The Mall at University Town Center Successfully Opened October 16, 2014

On October 16, 2014, the company held the grand opening of The Mall at University Town Center (UTC) (Sarasota, Fla.), the only newly built enclosed regional shopping center to open in the United States this year. The Mall at UTC, which is anchored by Saks Fifth Avenue, Macy's and Dillard's, opened over 90 percent leased. Well over half of the center's more than 100 retailers and restaurants are unique to the Sarasota-Manatee market.

The Mall at UTC is the focal point of the larger University Town Center Development that features additional retail, dining and hotels, with a world-class rowing competition facility located immediately adjacent to the mall. "We have filled the tremendous void for upscale retail in the broader Sarasota market," said Mr. Taubman. See Shoppers Welcome Sarasota's Premier Shopping Destination – Oct. 16, 2014.

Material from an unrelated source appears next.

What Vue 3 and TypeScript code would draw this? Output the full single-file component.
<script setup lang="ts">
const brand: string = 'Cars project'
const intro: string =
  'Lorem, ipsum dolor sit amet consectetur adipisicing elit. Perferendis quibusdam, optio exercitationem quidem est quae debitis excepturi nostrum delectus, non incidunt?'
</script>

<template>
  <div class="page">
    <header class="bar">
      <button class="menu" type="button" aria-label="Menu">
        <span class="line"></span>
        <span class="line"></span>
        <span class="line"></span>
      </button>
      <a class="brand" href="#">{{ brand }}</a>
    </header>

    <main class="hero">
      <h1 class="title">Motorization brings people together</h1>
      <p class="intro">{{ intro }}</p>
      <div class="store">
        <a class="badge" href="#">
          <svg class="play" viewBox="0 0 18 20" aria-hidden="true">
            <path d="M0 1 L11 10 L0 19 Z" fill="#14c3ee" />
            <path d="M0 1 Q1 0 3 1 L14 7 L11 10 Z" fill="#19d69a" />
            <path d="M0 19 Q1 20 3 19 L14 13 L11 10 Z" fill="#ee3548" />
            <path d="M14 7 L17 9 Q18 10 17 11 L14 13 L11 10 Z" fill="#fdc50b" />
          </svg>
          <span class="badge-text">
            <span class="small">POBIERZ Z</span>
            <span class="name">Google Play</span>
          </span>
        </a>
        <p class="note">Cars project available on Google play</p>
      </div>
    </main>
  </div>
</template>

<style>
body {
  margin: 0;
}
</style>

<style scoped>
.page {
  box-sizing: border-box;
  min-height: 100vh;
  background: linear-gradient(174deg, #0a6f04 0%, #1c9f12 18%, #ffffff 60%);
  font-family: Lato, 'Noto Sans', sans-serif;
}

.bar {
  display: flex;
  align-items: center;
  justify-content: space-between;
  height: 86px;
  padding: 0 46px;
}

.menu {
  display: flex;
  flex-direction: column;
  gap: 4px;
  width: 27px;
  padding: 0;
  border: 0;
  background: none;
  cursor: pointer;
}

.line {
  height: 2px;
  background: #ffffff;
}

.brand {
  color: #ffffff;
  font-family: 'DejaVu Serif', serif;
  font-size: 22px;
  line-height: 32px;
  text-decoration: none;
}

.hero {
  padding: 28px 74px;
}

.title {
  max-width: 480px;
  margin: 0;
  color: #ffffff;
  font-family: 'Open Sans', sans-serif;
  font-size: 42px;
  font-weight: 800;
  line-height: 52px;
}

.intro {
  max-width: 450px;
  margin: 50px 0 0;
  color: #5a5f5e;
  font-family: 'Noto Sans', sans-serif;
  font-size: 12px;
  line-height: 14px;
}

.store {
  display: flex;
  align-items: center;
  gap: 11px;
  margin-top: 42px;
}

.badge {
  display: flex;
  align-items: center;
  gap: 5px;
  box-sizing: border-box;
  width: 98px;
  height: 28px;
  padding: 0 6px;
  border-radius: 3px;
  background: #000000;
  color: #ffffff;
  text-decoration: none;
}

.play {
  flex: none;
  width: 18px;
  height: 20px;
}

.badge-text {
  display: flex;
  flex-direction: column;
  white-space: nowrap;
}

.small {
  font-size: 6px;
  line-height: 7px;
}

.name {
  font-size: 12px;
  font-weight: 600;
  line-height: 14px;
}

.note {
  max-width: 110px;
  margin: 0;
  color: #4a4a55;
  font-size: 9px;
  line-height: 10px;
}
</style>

Ownership in Hanam Union Square Increased

In August, the company announced it increased its ownership in the Hanam Union Square project. Taubman Asia partnered with a major institution in Asia to acquire an additional 19 percent stake from Shinsegae Group. The new institutional partner owns 14.7 percent of the project, increasing Taubman Asia's effective ownership from 30 percent to 34.3 percent.  Collectively, the partnership has a 49 percent ownership interest. See Taubman Asia Announces Additional Partner and Ownership Increase in Hanam Union Square, South Korea – Aug. 26, 2014.

2014 Guidance

The company is changing its guidance for 2014 Adjusted FFO per diluted share to the range of $3.58 to $3.68 from the previous range of $3.72 to $3.82. This guidance now includes the impact of the company's sale of seven centers to Starwood, which the company estimates will reduce adjusted FFO by 14 cents. The company's Adjusted FFO guidance excludes charges related to the discontinuation of hedge accounting on the interest rate swap previously designated to hedge the MacArthur note payable, a restructuring charge, and disposition and debt extinguishment costs incurred related to the sale of centers to Starwood.

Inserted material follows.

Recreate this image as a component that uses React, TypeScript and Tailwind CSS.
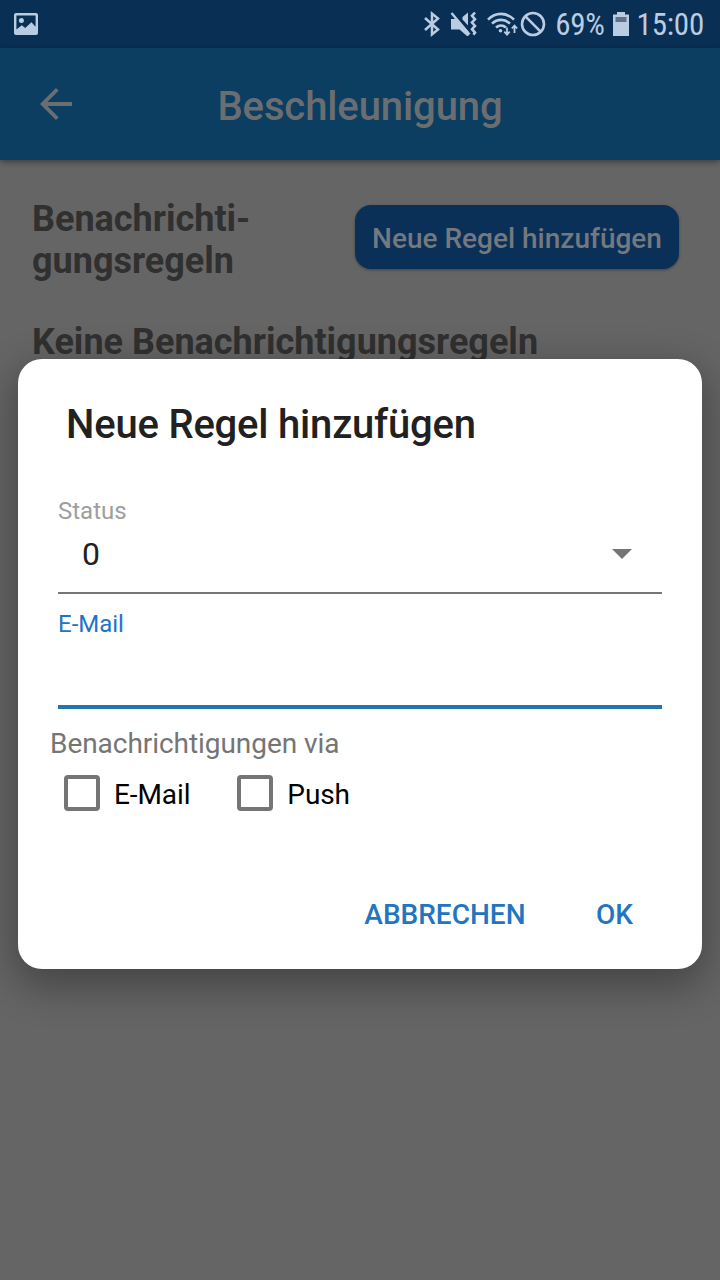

The company's 2014 FFO per diluted share guidance is $3.07 to $3.17 per share.  

2014 EPS is expected to be in the range of $13.40 to $13.54. 2014 EPS includes $5.30 per share gains from the first quarter 2014 sales of the company's 50 percent interest in Arizona Mills, land in Syosset, New York, and a 49.9 percent interest in International Plaza. The range also includes the impact of the company's sale of seven centers to Starwood. The impact includes an estimated gain of approximately $600 million, or $6.65 per share, to be recognized in the fourth quarter of 2014.

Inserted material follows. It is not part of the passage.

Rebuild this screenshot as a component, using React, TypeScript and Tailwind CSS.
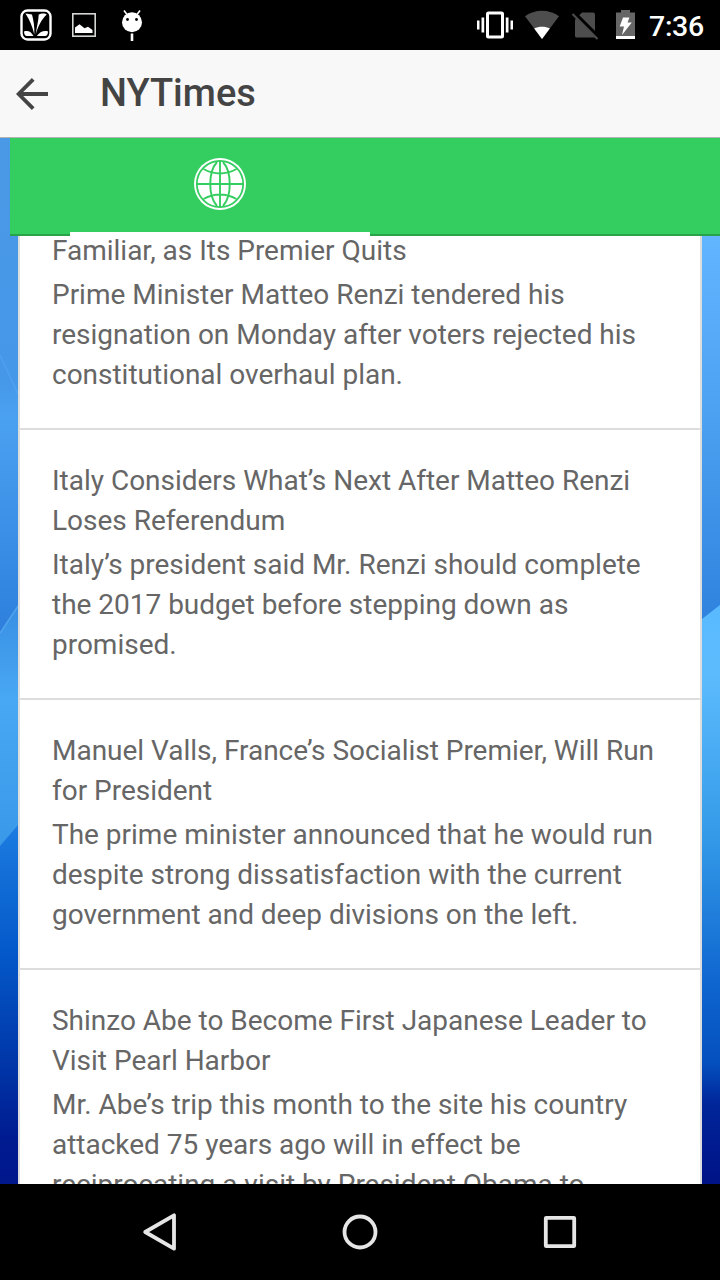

Supplemental Investor Information Available

The company provides supplemental investor information along with its earnings announcements, available online at www.taubman.com under "Investors." This includes the following:

  • Company Information
  • Income Statements
  • Earnings Reconciliations
  • Changes in Funds from Operations and Earnings Per Share
  • Components of Other Income, Other Operating Expense, and Nonoperating Income
  • Recoveries Ratio Analysis
  • Balance Sheets
  • Debt Summary
  • Other Debt, Equity and Certain Balance Sheet Information
  • Construction and Redevelopment
  • Dispositions
  • Capital Spending
  • Operational Statistics
  • Operational Statistics – Excluding Centers Sold to Starwood Capital Group in October 2014
  • Owned Centers
  • Major Tenants in Owned Portfolio – Excluding Centers Sold to Starwood Capital Group in October 2014
  • Anchors in Owned Portfolio – Excluding Centers Sold to Starwood Capital Group in October 2014
  • Operating Statistics Glossary

Investor Conference Call

The company will host a conference call at 11:00 a.m. EDT on Friday, October 31 to discuss these results, business conditions and the company's outlook for the remainder of 2014. The conference call will be simulcast at www.taubman.com.  An online replay will follow shortly after the call and continue for approximately 90 days.

About Taubman

Taubman Centers, Inc. is an S&P MidCap 400 Real Estate Investment Trust engaged in the ownership, management and/or leasing of 21 regional, super-regional and outlet shopping centers in the U.S. and Asia. Taubman's U.S.-owned properties are the most productive in the publicly held U.S. regional mall industry. Taubman is currently developing five properties in the U.S. and Asia totaling 4.7 million square feet. Taubman, with more than 60 years of experience in the shopping center industry, is headquartered in Bloomfield Hills, Mich., and Taubman Asia is headquartered in Hong Kong. www.taubman.com.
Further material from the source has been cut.